Does he not realise there is not one single commercial thorium- based nuclear reactor? Does he not realise it will be 20 or 30 years before thorium nuclear power plants have any hope (if any) of producing electricity on a commercial scale?

The community wind farm at Bullington Cross was supported by over 2,840 people from Basingstoke. Each one of us had written or emailed the council supporting it. This was far more than those who objected.

It is a great shame that seven of our local councillors voted to ban our wind farm. We should be grateful to the five who had the foresight to vote for it. Seventy per cent of the UK population want wind farms.

Are Keep Hampshire Green so anti-renewables that they would rather build a nuclear power station in every town in the country? Nuclear is dangerous and expensive. Nuclear is not a technology for town centres.
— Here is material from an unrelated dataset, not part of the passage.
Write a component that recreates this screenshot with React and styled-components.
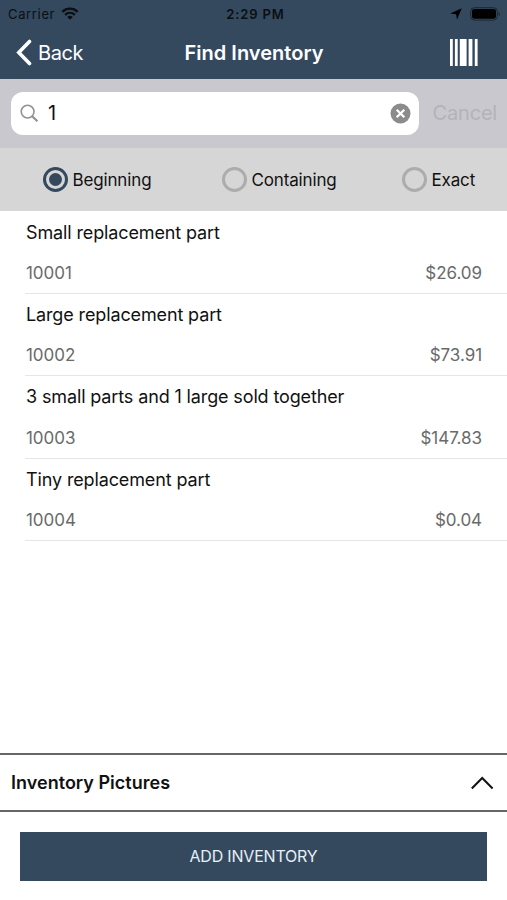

What we need is better energy efficiency and more clean, quiet, inexpensive wind and solar farms. And we need it now. I wonder how many people would vote for a nuclear power plant in the town centre? I wonder how many of the seven councillors who banned our wind farm would vote for the alternative? –Martin Heath, Hampshire Renewable Energy Co-operative.

 

Sir.–While I am not an expert on the efficiency or cost of wind power, I am conscious of the damaging impacts of reliance on carbon fuel extraction and pollution and especially impacts on the areas that produce and generate our energy.

Happily for people like Mr Paterson and Keep Hampshire Green, Hampshire and Basingstoke have minor experience of that problem, because neither has had to take responsibility for generating the significant amounts of energy we all happily consume.

Of course, parts of this island other than Hampshire suffered for decades from coal mining and are still punctuated with open cast coal mines, with new applications even now.

Slag heaps and layers of black dust still disfigure, huge power stations dominate skylines and high pylons fan out in every direction across the countryside.

Abroad, we see pristine forests, river systems and other landscapes and often self-sufficient communities destroyed for our benefit, low-lying islands being swamped, and increasingly frequent extremes of weather affecting communities in far worse ways than we experience.

This area continues to bury its collective head in the sand by demonstrating that we are not prepared to play our part in curbing our use of fossil fuels or generating at least some energy in arguably less damaging ways.

In our name, our representatives, while being lauded for their rejection of wind power by some, have to my mind demonstrated complacency and a lack of objectivity.

I wish areas producing fossil fuels for us could have the right to refuse planning applications that trash their environment in order to make us realise just how unsustainable the area really is. –Paul Beevers, Church Lane, Cliddesden.